A new report describes how to evaluate the association between air pollution exposure and health
- RI-URBANS project has published a report on the best practices to evaluate the association between exposure to nanoparticles and health outcomes
- The document includes new air quality metrics and will be applied in some of the pilot’s cities of the project (Barcelona, Athens, and Zurich).
The RI-URBANS project has published a report on the best practices for evaluating the association between short-term exposure to air pollution and health outcomes (mortality and morbidity).
Developed by the Barcelona Institute of Global Health (ISGlobal) in Spain, the document is part of Work Package 2, which focuses on evaluating the use of measurements of new air quality metrics, especially nanoparticles, for improved health impact assessment and epidemiological health studies.
All the recommendations described in the report can be applied to any air pollutant, including nanoparticles.

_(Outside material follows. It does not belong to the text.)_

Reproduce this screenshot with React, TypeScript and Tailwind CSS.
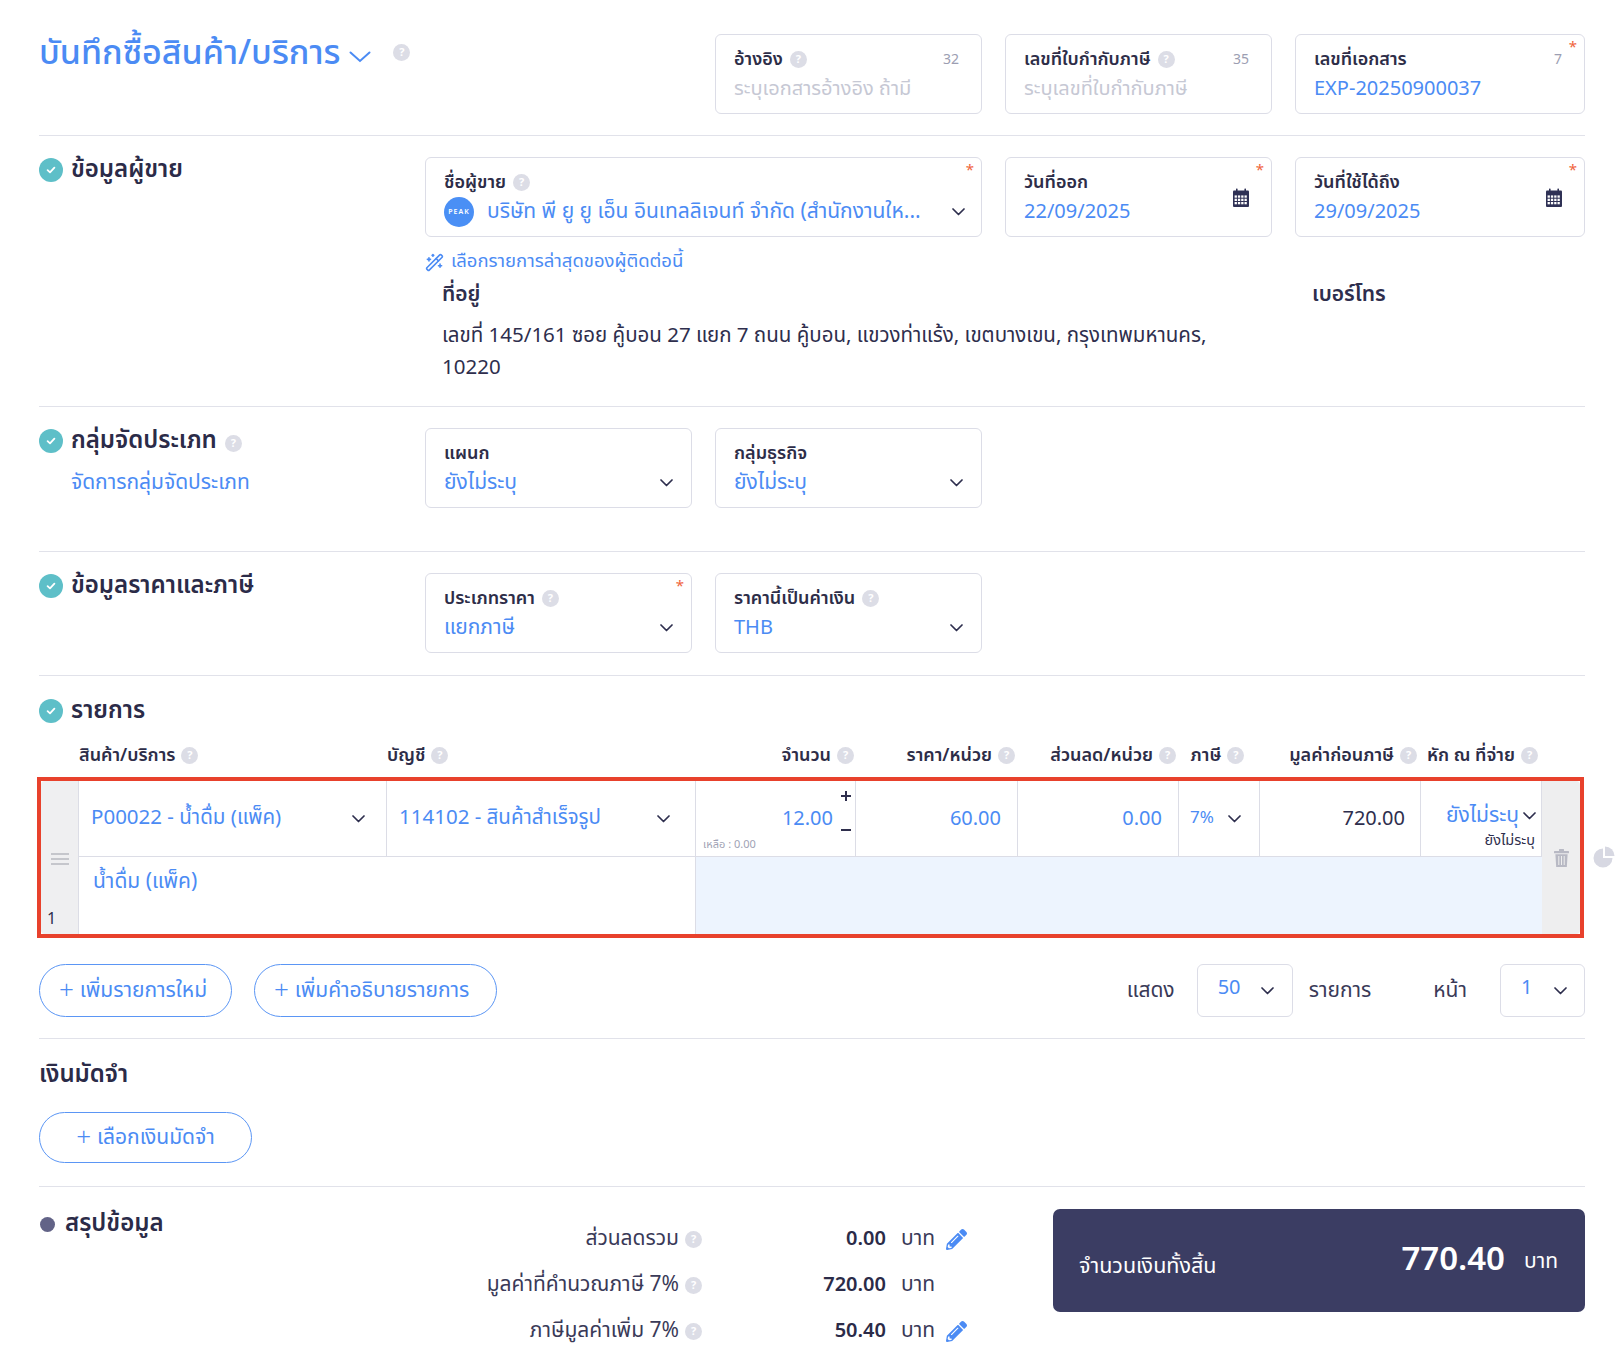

The report also includes recommendations on the type of data needed, sources for the health data, and common challenges of health data collection. A summary of two types of analyses, time series analysis and health impact assessment, completes the document.
This report addresses one of the RI-URBANS’ tasks: improving the evaluation of health effects in epidemiologic time series studies. Here particulate matter, particulate matter components, black carbon, nanoparticles, and individual source contributions are used to complement data on regulated pollutants (PM2.5, PM10, NO2) for epidemiological studies and impact assessment. This allows demonstrating the added value of new metrics beyond routinely measured pollutants.
The document links the time series of new air quality metrics to those of daily mortality and hospital admissions and meteorological parameters. The authors will also analyse some pilot cities (Barcelona, Spain; Athens, Greece; and Zurich, Switzerland) and analyse additional cities from the compiled time series in Work Package 1.